Illustrative Sentences

  • Many students are intimidated by math, they do not realize that solving problems is a lot like following simple recipes.
  • Discount coupons are accepted at the store's Manhattan location, and they are not accepted at the store's New Jersey locations.
  • The summer program offered intensive immersion sessions in the following languages, French, German, Spanish, Italian, Russian, Korean, Chinese, Japanese, and even Latin and ancient Greek.
  • The principle is this, all contestants should be given an equal opportunity to prepare for the science fair.
Sentence fragments and run-on sentences can be fixed with proper punctuation and by transitional words or phrases. I've included punctuation and transitional words together because they both serve the same function: indicating the transition between ideas and sentences.

You may have recognized after our previous discussion that the first example is a run-on sentence. When two halves of a sentence can both stand on their own, a comma is not the correct punctuation. The comma here should be replaced by either a period or a semicolon. Since most of the proofreading questions involve single sentences, providing a semicolon is the typical solution to this error. On the SAT Writing Test, the semicolon is used primarily to link two independent thoughts.

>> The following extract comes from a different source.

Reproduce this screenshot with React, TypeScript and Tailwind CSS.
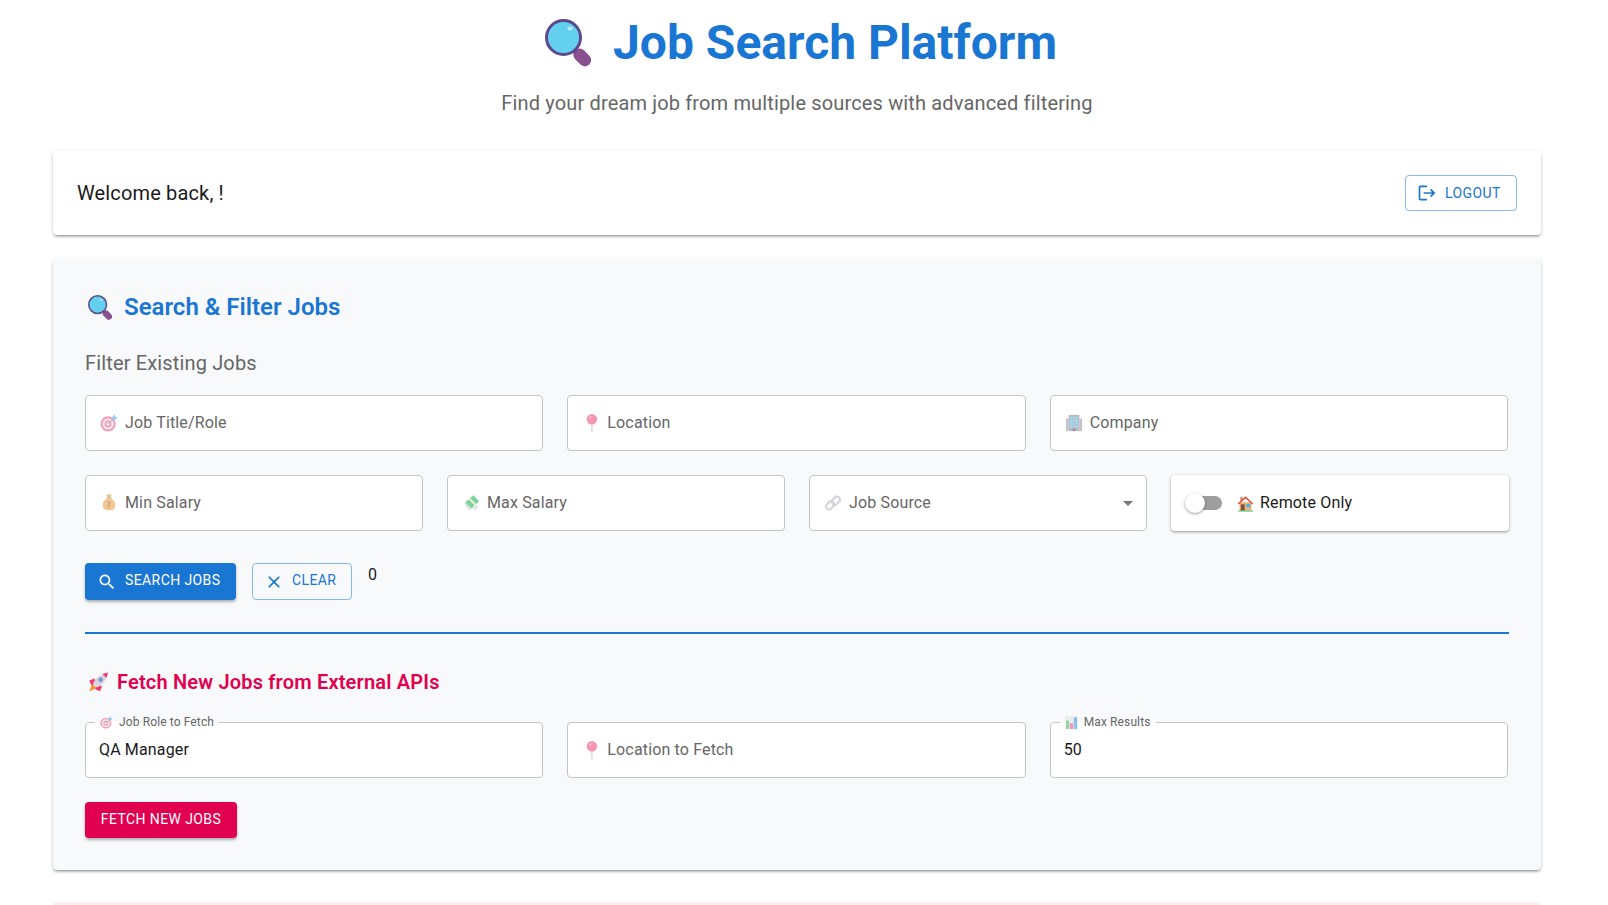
import type { ReactNode } from 'react';

const FONT = "font-['Roboto','Liberation_Sans',sans-serif]";
const CARD_SHADOW = 'shadow-[0_2px_3px_-1px_rgba(0,0,0,0.45),0_1px_5px_rgba(0,0,0,0.1)]';

// Emoji drawings, the reference has colour emoji next to most labels
const Magnifier = ({ className }: { className: string }) => (
  <svg viewBox="0 0 48 48" className={className}>
    <rect x="31" y="28.5" width="12.5" height="20" rx="6.2" transform="rotate(-45 37.2 38.5)" fill="#8a4f8f" />
    <rect x="27" y="28" width="4" height="6" transform="rotate(-45 29 31)" fill="#5c4a7e" />
    <circle cx="18.5" cy="18.5" r="17" fill="#62d0ee" stroke="#5d4a8c" strokeWidth="3" />
    <ellipse cx="25" cy="9.5" rx="2.6" ry="2" fill="#b5e9f7" />
  </svg>
);

const Target = ({ className = 'h-[18px] w-[18px]' }: { className?: string }) => (
  <svg viewBox="0 0 20 20" className={className}>
    <circle cx="9" cy="11" r="8.4" fill="#ef5f85" />
    <circle cx="9" cy="11" r="6" fill="#f4f0f2" />
    <circle cx="9" cy="11" r="4" fill="#ef5f85" />
    <circle cx="9" cy="11" r="1.8" fill="#f4f0f2" />
    <path d="M9 11 16 4" stroke="#6f8fb8" strokeWidth="1.4" />
    <path d="M13.5 3 16.5 .5 17 3 19.5 3.5 17 6.5 14.5 6z" fill="#55aef0" />
  </svg>
);

const Pin = () => (
  <svg viewBox="0 0 20 20" className="h-[18px] w-[18px]">
    <rect x="10.1" y="9" width="1.8" height="11" fill="#c9c5c7" />
    <circle cx="11" cy="5.8" r="5.8" fill="#f0527f" />
    <circle cx="9.2" cy="3.8" r="1.3" fill="#f79ab6" />
  </svg>
);

const Building = () => (
  <svg viewBox="0 0 20 20" className="h-[18px] w-[18px]">
    <rect x="1" y="5" width="3" height="14" fill="#9d9aa8" />
    <rect x="16" y="5" width="3" height="14" fill="#9d9aa8" />
    <rect x="4" y="1" width="12" height="18" fill="#8e8b9b" />
    <rect x="5.5" y="3" width="9" height="12" fill="#62c4ee" />
    <path d="M8.5 3v12M11.5 3v12M5.5 6h9M5.5 9h9M5.5 12h9" stroke="#8e8b9b" strokeWidth=".7" />
    <rect x="8.5" y="16" width="3" height="3" fill="#4a4858" />
  </svg>
);

const MoneyBag = () => (
  <svg viewBox="0 0 20 20" className="h-[18px] w-[18px]">
    <path d="M7 .5h6L11.5 4h-3z" fill="#e09a45" />
    <rect x="7.5" y="3.6" width="5" height="1.4" fill="#a9703a" />
    <path d="M7.5 5C4 7 3 10 3 13c0 3.5 2.5 5 7 5s7-1.5 7-5c0-3-1-6-4.5-8z" fill="#eca24e" />
    <path d="M10 8v7M8.6 9.8c0-1.6 2.8-1.6 2.8 0s-2.8 1.2-2.8 3c0 1.6 2.8 1.6 2.8 0" stroke="#a05f24" strokeWidth=".8" fill="none" />
  </svg>
);

const WingedMoney = () => (
  <svg viewBox="0 0 20 20" className="h-[18px] w-[18px]">
    <path d="M3 9 4 14 2.5 12 9 19 10.5 16z" fill="#cfd2d8" />
    <path d="M12 16 16 12 18 15 14 18z" fill="#cfd2d8" />
    <path d="M3.5 9.5 12.5 1.5 19 8 10.5 16z" fill="#22b36a" />
    <path d="M7 5.8 8.6 4.3 15.6 11.2 14 12.7z" fill="#f2e6a0" />
  </svg>
);

const LinkIcon = () => (
  <svg viewBox="0 0 20 20" className="h-[18px] w-[18px]" fill="none" stroke="#b8b5c6" strokeWidth="2.2">
    <rect x="1.8" y="9.2" width="10" height="6.6" rx="3.3" transform="rotate(-45 6.8 12.5)" />
    <rect x="8.2" y="4.2" width="10" height="6.6" rx="3.3" transform="rotate(-45 13.2 7.5)" />
  </svg>
);

const House = () => (
  <svg viewBox="0 0 20 20" className="h-[17px] w-[17px]">
    <rect x="4" y="2" width="2.5" height="5" fill="#c98a6a" />
    <rect x="3" y="8.5" width="14" height="10" fill="#eab47a" />
    <path d="M10 1.5 .8 10l1.3 1.2L10 4l7.9 7.2L19.2 10z" fill="#e8503f" />
    <rect x="4.5" y="11" width="4.5" height="7.5" fill="#7d5340" />
    <rect x="11" y="10.5" width="4.5" height="4" fill="#4fb3ee" />
    <rect x="1" y="18.2" width="18" height="1.3" fill="#57c46f" />
  </svg>
);

const Rocket = () => (
  <svg viewBox="0 0 20 20" className="h-[20px] w-[21px]">
    <path d="M4 12 .5 19.5 8 16z" fill="#f5922f" />
    <path d="M6 6.5 .8 8.5 3 13.5 7 11zM13.5 14 11.5 19.2 6.5 17 9 13z" fill="#f0386c" />
    <path d="M4.5 11.5C7 6 12 2 19.5.5 18 8 14 13 8.5 15.5z" fill="#d8d4e2" />
    <path d="M14 2 19.5.5 18 6z" fill="#f0386c" />
    <circle cx="12.2" cy="7.8" r="2.1" fill="#5a9ad6" stroke="#a8a3bc" strokeWidth=".7" />
  </svg>
);

const BarChart = () => (
  <svg viewBox="0 0 20 20" className="h-[13px] w-[13px]">
    <rect width="20" height="20" fill="#e4e6ea" />
    <rect x="1.5" y="7" width="5" height="13" fill="#4fbf6f" />
    <rect x="7.5" y="11" width="5" height="9" fill="#ef4f7f" />
    <rect x="13.5" y="2" width="5" height="18" fill="#3f9ae8" />
  </svg>
);

const FieldText = ({ icon, label }: { icon: ReactNode; label: string }) => (
  <span className="flex items-center">
    <span className="mr-[4px] flex w-[21px] justify-start opacity-60">{icon}</span>
    {label}
  </span>
);

const Field = ({ icon, label, select }: { icon: ReactNode; label: string; select?: boolean }) => (
  <div className="flex h-[56px] items-center justify-between rounded border border-[#c4c4c4] bg-white pl-[14px] pr-[6px] text-base tracking-[0.15px] text-[#666666]">
    <FieldText icon={icon} label={label} />
    {select && (
      <svg viewBox="0 0 24 24" className="h-6 w-6 fill-[#757575]">
        <path d="M7 10l5 5 5-5z" />
      </svg>
    )}
  </div>
);

// border gets notched by the legend, same as the floating label in the original
const FilledField = ({ icon, label, value }: { icon?: ReactNode; label: ReactNode; value?: string }) => (
  <fieldset className="flex h-[61px] rounded border border-[#c4c4c4] bg-white pl-[13px] text-base tracking-[0.15px] text-[#1a1a1a]">
    <legend className="-ml-[4px] flex h-[11px] items-center px-[5px] text-xs leading-[11px] tracking-[0.12px] text-[#666666]">
      {icon}
      {label}
    </legend>
    <div className="flex h-[43px] items-center">{value}</div>
  </fieldset>
);

const App = () => {
  return (
    <div className={`h-[905px] w-[1608px] overflow-hidden bg-white ${FONT}`}>
      <div className="w-[1594px] px-[53px] pt-[14px]">
        <header className="flex flex-col items-center">
          <h1 className="flex h-[58px] items-center text-5xl font-bold text-[#1976d2]">
            <Magnifier className="ml-[8px] mr-[20px] h-[48px] w-[48px]" />
            Job Search Platform
          </h1>
          <p className="mt-[16px] text-xl leading-[30px] tracking-[0.15px] text-[#666666]">
            Find your dream job from multiple sources with advanced filtering
          </p>
        </header>

        <section className={`mt-[33px] flex h-[84px] items-center justify-between rounded bg-white px-6 ${CARD_SHADOW}`}>
          <span className="text-xl tracking-[0.15px] text-[#1a1a1a]">Welcome back, !</span>
          <button className="flex h-[36px] w-[112px] items-center rounded border border-[#1976d2]/50 pl-[11px] text-sm font-[450] tracking-[0.4px] text-[#1976d2]">
            <svg viewBox="0 0 24 24" className="mr-[8px] h-5 w-5 fill-[#1976d2]">
              <path d="m17 7-1.41 1.41L18.17 11H8v2h10.17l-2.58 2.58L17 17l5-5zM4 5h8V3H4c-1.1 0-2 .9-2 2v14c0 1.1.9 2 2 2h8v-2H4z" />
            </svg>
            <span className="-mt-[1px]">LOGOUT</span>
          </button>
        </section>

        <section className={`mt-[24px] h-[611px] rounded bg-[#f8f9fa] px-[32px] pt-[32px] ${CARD_SHADOW}`}>
          <h2 className="flex h-[32px] items-center text-2xl font-semibold text-[#1976d2]">
            <Magnifier className="ml-[3px] mr-[11px] h-[25px] w-[25px]" />
            Search &amp; Filter Jobs
          </h2>
          <h3 className="mt-[25px] text-xl leading-[30px] tracking-[0.15px] text-[#666666]">Filter Existing Jobs</h3>

          <div className="mt-[17px] grid grid-cols-3 gap-6 pr-[1px]">
            <Field icon={<Target />} label="Job Title/Role" />
            <Field icon={<Pin />} label="Location" />
            <Field icon={<Building />} label="Company" />
          </div>

          <div className="mt-6 grid grid-cols-4 gap-6">
            <Field icon={<MoneyBag />} label="Min Salary" />
            <Field icon={<WingedMoney />} label="Max Salary" />
            <Field icon={<LinkIcon />} label="Job Source" select />
            <div className="flex h-[56px] w-[338px] items-center rounded bg-white pl-[14px] text-base tracking-[0.15px] text-[#1a1a1a] shadow-[0_1px_3px_rgba(0,0,0,0.4)]">
              <span className="relative mr-[14px] h-[20px] w-[37px]">
                <span className="absolute left-[3px] top-[3px] h-[14px] w-[34px] rounded-full bg-[#9e9e9e]" />
                <span className="absolute left-0 top-0 h-[20px] w-[20px] rounded-full bg-white shadow-[0_1px_3px_rgba(0,0,0,0.4)]" />
              </span>
              <span className="mr-[5px] flex w-[19px] justify-center"><House /></span>
              Remote Only
            </div>
          </div>

          <div className="mt-[32px] flex items-start gap-4">
            <button className="flex h-[37px] w-[151px] items-center rounded bg-[#1976d2] pl-[12px] text-sm font-[450] tracking-[0.4px] text-white shadow-[0_2px_3px_rgba(0,0,0,0.3)]">
              <svg viewBox="0 0 24 24" className="mr-[8px] h-5 w-5 fill-white">
                <path d="M15.5 14h-.79l-.28-.27C15.41 12.59 16 11.11 16 9.5 16 5.91 13.09 3 9.5 3S3 5.91 3 9.5 5.91 16 9.5 16c1.61 0 3.09-.59 4.23-1.57l.27.28v.79l5 4.99L20.49 19l-4.99-5zm-6 0C7.01 14 5 11.99 5 9.5S7.01 5 9.5 5 14 7.01 14 9.5 11.99 14 9.5 14z" />
              </svg>
              <span className="-mt-[3px]">SEARCH JOBS</span>
            </button>
            <button className="flex h-[37px] w-[100px] items-center rounded border border-[#1976d2]/50 pl-[11px] text-sm font-[450] tracking-[0.4px] text-[#1976d2]">
              <svg viewBox="0 0 24 24" className="mr-[8px] h-5 w-5 fill-[#1976d2]">
                <path d="M19 6.41 17.59 5 12 10.59 6.41 5 5 6.41 10.59 12 5 17.59 6.41 19 12 13.41 17.59 19 19 17.59 13.41 12z" />
              </svg>
              <span className="-mt-[3px]">CLEAR</span>
            </button>
            <span className="text-base leading-6 text-[#1a1a1a]">0</span>
          </div>

          <div className="mt-[32px] h-[2px] bg-[#1976d2]" />

          <h2 className="mt-[32px] flex h-[32px] items-center text-xl font-semibold tracking-[0.19px] text-[#e0004f]">
            <span className="ml-[2px] mr-[8px] flex w-[22px] justify-center"><Rocket /></span>
            Fetch New Jobs from External APIs
          </h2>

          <div className="mt-[19px] grid grid-cols-3 gap-6 pr-[1px]">
            <FilledField
              icon={<span className="mr-[6px] flex opacity-60"><Target className="h-[13px] w-[13px]" /></span>}
              label="Job Role to Fetch"
              value="QA Manager"
            />
            <div className="pt-[5px]">
              <Field icon={<Pin />} label="Location to Fetch" />
            </div>
            <FilledField
              icon={<span className="mr-[6px] flex opacity-60"><BarChart /></span>}
              label="Max Results"
              value="50"
            />
          </div>

          <button className="mt-[24px] flex h-[36px] w-[152px] items-center justify-center rounded bg-[#e0004f] text-sm font-[450] tracking-[0.4px] text-white shadow-[0_2px_3px_rgba(0,0,0,0.3)]">
            <span className="-mt-[2px]">FETCH NEW JOBS</span>
          </button>
        </section>

        <div className="mt-[32px] h-[80px] rounded bg-[#fdeeee]" />
      </div>
    </div>
  );
};

export default App;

The second example illustrates a transition error. The word and should be but because the second clause introduces an idea contrary to that in the first clause. We can revise this sentence in two primary ways, so please examine the following sentences closely:

    Discount coupons are accepted at the store's Manhattan location, but they are not accepted at the store's New Jersey locations.

    Discount coupons are accepted at the store's Manhattan location; they are not, however, accepted at the store's New Jersey locations.

Notice that the subtle but important change from but to however requires that we switch from a comma to a semicolon. The rationale for this grammatical point is too complicated for our purposes, so just notice the difference. You will not be asked to choose between these two solutions; all you need to do is recognize that both solutions are acceptable.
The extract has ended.